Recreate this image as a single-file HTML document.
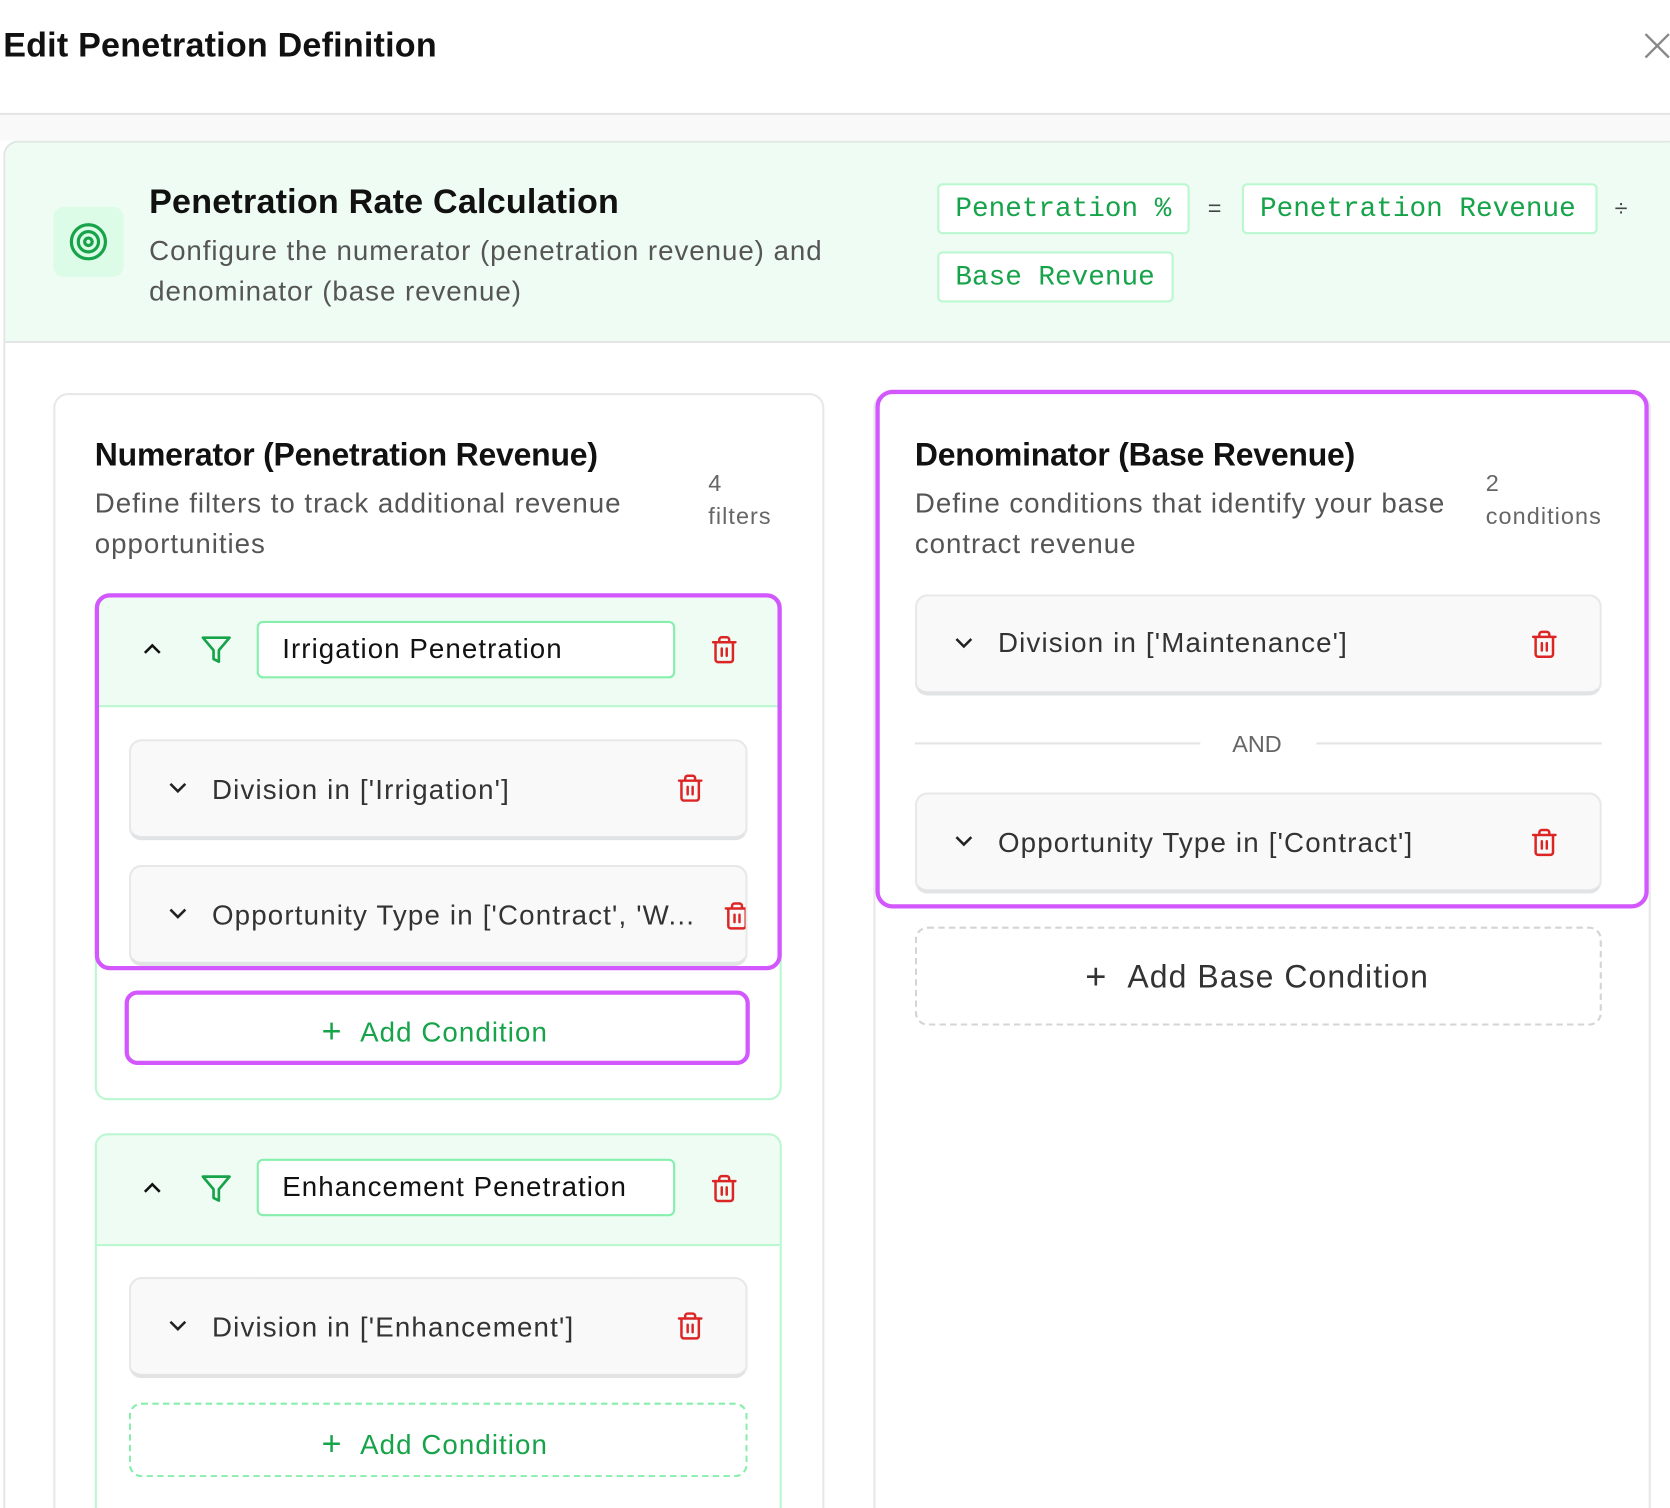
<!DOCTYPE html>
<html><head><meta charset="utf-8"><style>
*{box-sizing:border-box;margin:0;padding:0}
html,body{width:1670px;height:1508px;overflow:hidden;background:#fff}
#w{position:absolute;left:0;top:0;width:1568px;height:1416px;overflow:hidden;transform:scale(1.06505);transform-origin:0 0;font-family:"Liberation Sans",sans-serif;color:#111}
.a{position:absolute}
.t{position:absolute;white-space:nowrap}
.mono{font-family:"Liberation Mono",monospace;color:#16a34a;font-size:26px}
.chip{position:absolute;background:#fff;border:2px solid #bbf7d0;border-radius:5px;height:48px;line-height:44px;padding-left:15px}
.cond{position:absolute;background:#f9f9f9;border:2px solid #e8e8e8;border-bottom:4px solid #e2e3e5;border-radius:12px;height:95px}
.ct{position:absolute;top:30px;font-size:26px;color:#333;white-space:nowrap;letter-spacing:1.1px}
.d{letter-spacing:0.9px}
svg{position:absolute}
</style></head><body><div id="w">
<div class="t" style="left:3px;top:24px;font-size:32px;font-weight:bold;letter-spacing:0.2px">Edit Penetration Definition</div>
<svg style="left:1543px;top:30px" width="26" height="26" viewBox="0 0 26 26"><path d="M2 2L24 24M24 2L2 24" stroke="#888" stroke-width="2.2"/></svg>
<div class="a" style="left:0;top:106px;width:1568px;height:2px;background:#e5e5e5"></div>
<div class="a" style="left:0;top:108px;width:1568px;height:24px;background:#f9f9f9"></div>
<div class="a" style="left:3px;top:132px;width:1600px;height:1300px;border-left:2px solid #e5e5e5;border-top:2px solid #dfe8e2;border-top-left-radius:14px"></div>
<div class="a" style="left:5px;top:134px;width:1600px;height:188px;background:#effcf4;border-bottom:2px solid #e3e6e4;border-top-left-radius:12px"></div>
<div class="a" style="left:50px;top:194px;width:66px;height:66px;background:#dcfce7;border-radius:10px"></div>
<svg style="left:64px;top:208px" width="38" height="38" viewBox="0 0 38 38" fill="none" stroke="#16a34a" stroke-width="3"><circle cx="19" cy="19" r="16"/><circle cx="19" cy="19" r="9.5"/><circle cx="19" cy="19" r="3.5"/></svg>
<div class="t" style="left:140px;top:171px;font-size:32px;font-weight:bold;letter-spacing:0.2px">Penetration Rate Calculation</div>
<div class="t d" style="left:140px;top:216px;font-size:26px;color:#555;line-height:38px">Configure the numerator (penetration revenue) and<br>denominator (base revenue)</div>
<div class="chip mono" style="left:880px;top:172px;width:237px">Penetration %</div>
<div class="t" style="left:1134px;top:183px;font-size:22px;color:#444">=</div>
<div class="chip mono" style="left:1166px;top:172px;width:334px">Penetration Revenue</div>
<div class="t" style="left:1516px;top:183px;font-size:22px;color:#444">÷</div>
<div class="chip mono" style="left:880px;top:236px;width:222px">Base Revenue</div>

<!-- numerator -->
<div class="a" style="left:50px;top:369px;width:724px;height:1100px;border:2px solid #e8e8e8;border-radius:14px"></div>
<div class="t" style="left:89px;top:411px;font-size:30px;font-weight:bold;letter-spacing:-0.2px">Numerator (Penetration Revenue)</div>
<div class="t d" style="left:89px;top:453px;font-size:26px;color:#555;line-height:38px">Define filters to track additional revenue<br>opportunities</div>
<div class="t" style="left:665px;top:438px;font-size:22px;color:#666;line-height:31px;letter-spacing:1px">4<br>filters</div>

<div class="a" style="left:89px;top:558px;width:645px;height:475px;border:2px solid #bbf7d0;border-radius:12px;overflow:hidden"><div class="a" style="left:0;top:0;width:645px;height:104px;background:#effcf4;border-bottom:2px solid #bbf7d0"></div></div>
<svg style="left:133px;top:601px" width="20" height="16" viewBox="0 0 20 16"><path d="M3 12L10 5L17 12" fill="none" stroke="#111" stroke-width="2.4"/></svg>
<svg style="left:188px;top:595px" width="30" height="30" viewBox="0 0 24 24" fill="none" stroke="#16a34a" stroke-width="2" stroke-linejoin="round"><path d="M22 3H2l8 9.46V19l4 2v-8.54L22 3z"/></svg>
<div class="a" style="left:241px;top:583px;width:393px;height:54px;background:#fff;border:2px solid #86efac;border-radius:6px"></div>
<div class="t" style="left:265px;top:594px;font-size:26px;color:#111;letter-spacing:1px">Irrigation Penetration</div>
<svg style="left:666px;top:595px" width="28" height="30" viewBox="0 0 24 24" fill="none" stroke="#dc2626" stroke-width="2" stroke-linecap="round"><path d="M3 6h18M19 6v14a2 2 0 0 1-2 2H7a2 2 0 0 1-2-2V6M8 6V4a2 2 0 0 1 2-2h4a2 2 0 0 1 2 2v2M10 11v6M14 11v6"/></svg>

<div class="cond" style="left:121px;top:694px;width:581px"><div class="ct" style="left:76px">Division in ['Irrigation']</div></div>
<svg style="left:157px;top:732px" width="20" height="16" viewBox="0 0 20 16"><path d="M3 4L10 11L17 4" fill="none" stroke="#222" stroke-width="2.4"/></svg>
<svg style="left:634px;top:725px" width="28" height="30" viewBox="0 0 24 24" fill="none" stroke="#dc2626" stroke-width="2" stroke-linecap="round"><path d="M3 6h18M19 6v14a2 2 0 0 1-2 2H7a2 2 0 0 1-2-2V6M8 6V4a2 2 0 0 1 2-2h4a2 2 0 0 1 2 2v2M10 11v6M14 11v6"/></svg>
<div class="cond" style="left:121px;top:812px;width:581px;overflow:hidden"><div class="ct" style="left:76px">Opportunity Type in ['Contract', 'W...</div>
<svg style="left:555px;top:31px" width="28" height="30" viewBox="0 0 24 24" fill="none" stroke="#dc2626" stroke-width="2" stroke-linecap="round"><path d="M3 6h18M19 6v14a2 2 0 0 1-2 2H7a2 2 0 0 1-2-2V6M8 6V4a2 2 0 0 1 2-2h4a2 2 0 0 1 2 2v2M10 11v6M14 11v6"/></svg></div>
<svg style="left:157px;top:850px" width="20" height="16" viewBox="0 0 20 16"><path d="M3 4L10 11L17 4" fill="none" stroke="#222" stroke-width="2.4"/></svg>
<div class="a" style="left:89px;top:557px;width:645px;height:354px;border:4px solid #d357fe;border-radius:14px"></div>

<div class="a" style="left:117px;top:930px;width:587px;height:70px;border:4px solid #d357fe;border-radius:12px;background:#fff"></div>
<div class="t" style="left:302px;top:949px;font-size:26px;color:#16a34a;letter-spacing:1px"><span style="font-size:32px;position:relative;top:1px">+</span>&nbsp;&nbsp;Add Condition</div>

<div class="a" style="left:89px;top:1064px;width:645px;height:400px;border:2px solid #bbf7d0;border-radius:12px;overflow:hidden"><div class="a" style="left:0;top:0;width:645px;height:104px;background:#effcf4;border-bottom:2px solid #bbf7d0"></div></div>
<svg style="left:133px;top:1107px" width="20" height="16" viewBox="0 0 20 16"><path d="M3 12L10 5L17 12" fill="none" stroke="#111" stroke-width="2.4"/></svg>
<svg style="left:188px;top:1101px" width="30" height="30" viewBox="0 0 24 24" fill="none" stroke="#16a34a" stroke-width="2" stroke-linejoin="round"><path d="M22 3H2l8 9.46V19l4 2v-8.54L22 3z"/></svg>
<div class="a" style="left:241px;top:1088px;width:393px;height:54px;background:#fff;border:2px solid #86efac;border-radius:6px"></div>
<div class="t" style="left:265px;top:1099px;font-size:26px;color:#111;letter-spacing:1px">Enhancement Penetration</div>
<svg style="left:666px;top:1101px" width="28" height="30" viewBox="0 0 24 24" fill="none" stroke="#dc2626" stroke-width="2" stroke-linecap="round"><path d="M3 6h18M19 6v14a2 2 0 0 1-2 2H7a2 2 0 0 1-2-2V6M8 6V4a2 2 0 0 1 2-2h4a2 2 0 0 1 2 2v2M10 11v6M14 11v6"/></svg>
<div class="cond" style="left:121px;top:1199px;width:581px"><div class="ct" style="left:76px">Division in ['Enhancement']</div></div>
<svg style="left:157px;top:1237px" width="20" height="16" viewBox="0 0 20 16"><path d="M3 4L10 11L17 4" fill="none" stroke="#222" stroke-width="2.4"/></svg>
<svg style="left:634px;top:1230px" width="28" height="30" viewBox="0 0 24 24" fill="none" stroke="#dc2626" stroke-width="2" stroke-linecap="round"><path d="M3 6h18M19 6v14a2 2 0 0 1-2 2H7a2 2 0 0 1-2-2V6M8 6V4a2 2 0 0 1 2-2h4a2 2 0 0 1 2 2v2M10 11v6M14 11v6"/></svg>
<div class="a" style="left:121px;top:1317px;width:581px;height:70px;border:2px dashed #86efac;border-radius:12px"></div>
<div class="t" style="left:302px;top:1336px;font-size:26px;color:#16a34a;letter-spacing:1px"><span style="font-size:32px;position:relative;top:1px">+</span>&nbsp;&nbsp;Add Condition</div>

<!-- denominator -->
<div class="a" style="left:820px;top:369px;width:730px;height:1100px;border:2px solid #e8e8e8;border-radius:14px"></div>
<div class="a" style="left:822px;top:366px;width:726px;height:487px;border:4px solid #d357fe;border-radius:16px;background:#fff"></div>
<div class="t" style="left:859px;top:411px;font-size:30px;font-weight:bold;letter-spacing:-0.2px">Denominator (Base Revenue)</div>
<div class="t d" style="left:859px;top:453px;font-size:26px;color:#555;line-height:38px">Define conditions that identify your base<br>contract revenue</div>
<div class="t" style="left:1395px;top:438px;font-size:22px;color:#666;line-height:31px;letter-spacing:1px">2<br>conditions</div>
<div class="cond" style="left:859px;top:558px;width:645px"><div class="ct" style="left:76px;top:28px">Division in ['Maintenance']</div></div>
<svg style="left:895px;top:596px" width="20" height="16" viewBox="0 0 20 16"><path d="M3 4L10 11L17 4" fill="none" stroke="#222" stroke-width="2.4"/></svg>
<svg style="left:1436px;top:590px" width="28" height="30" viewBox="0 0 24 24" fill="none" stroke="#dc2626" stroke-width="2" stroke-linecap="round"><path d="M3 6h18M19 6v14a2 2 0 0 1-2 2H7a2 2 0 0 1-2-2V6M8 6V4a2 2 0 0 1 2-2h4a2 2 0 0 1 2 2v2M10 11v6M14 11v6"/></svg>
<div class="a" style="left:859px;top:697px;width:268px;height:2px;background:#e5e5e5"></div>
<div class="a" style="left:1236px;top:697px;width:268px;height:2px;background:#e5e5e5"></div>
<div class="t" style="left:1157px;top:686px;font-size:22px;color:#666">AND</div>
<div class="cond" style="left:859px;top:744px;width:645px"><div class="ct" style="left:76px;top:30px">Opportunity Type in ['Contract']</div></div>
<svg style="left:895px;top:782px" width="20" height="16" viewBox="0 0 20 16"><path d="M3 4L10 11L17 4" fill="none" stroke="#222" stroke-width="2.4"/></svg>
<svg style="left:1436px;top:776px" width="28" height="30" viewBox="0 0 24 24" fill="none" stroke="#dc2626" stroke-width="2" stroke-linecap="round"><path d="M3 6h18M19 6v14a2 2 0 0 1-2 2H7a2 2 0 0 1-2-2V6M8 6V4a2 2 0 0 1 2-2h4a2 2 0 0 1 2 2v2M10 11v6M14 11v6"/></svg>
<div class="a" style="left:859px;top:870px;width:645px;height:93px;border:2px dashed #d4d4d4;border-radius:12px"></div>
<div class="t" style="left:1019px;top:897px;font-size:30px;color:#333;letter-spacing:1px"><span style="font-size:34px;position:relative;top:1px">+</span>&nbsp;&nbsp;Add Base Condition</div>
</div></body></html>
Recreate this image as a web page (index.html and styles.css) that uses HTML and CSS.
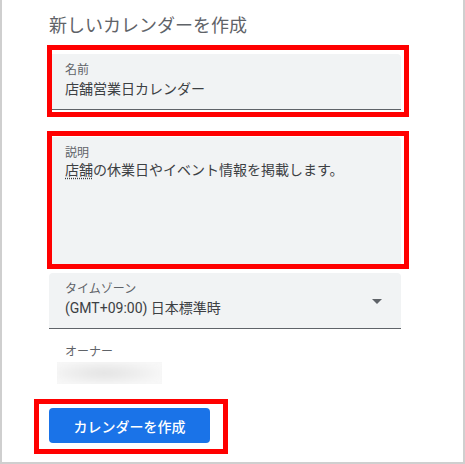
══════════
→ **Do this**
Identify each line in the entries with the word "image" and copy it.

→ **Exercise answer**
Recreate this image as a single-file HTML document.
Recreate this image as a web page (index.html and styles.css) that uses HTML and CSS.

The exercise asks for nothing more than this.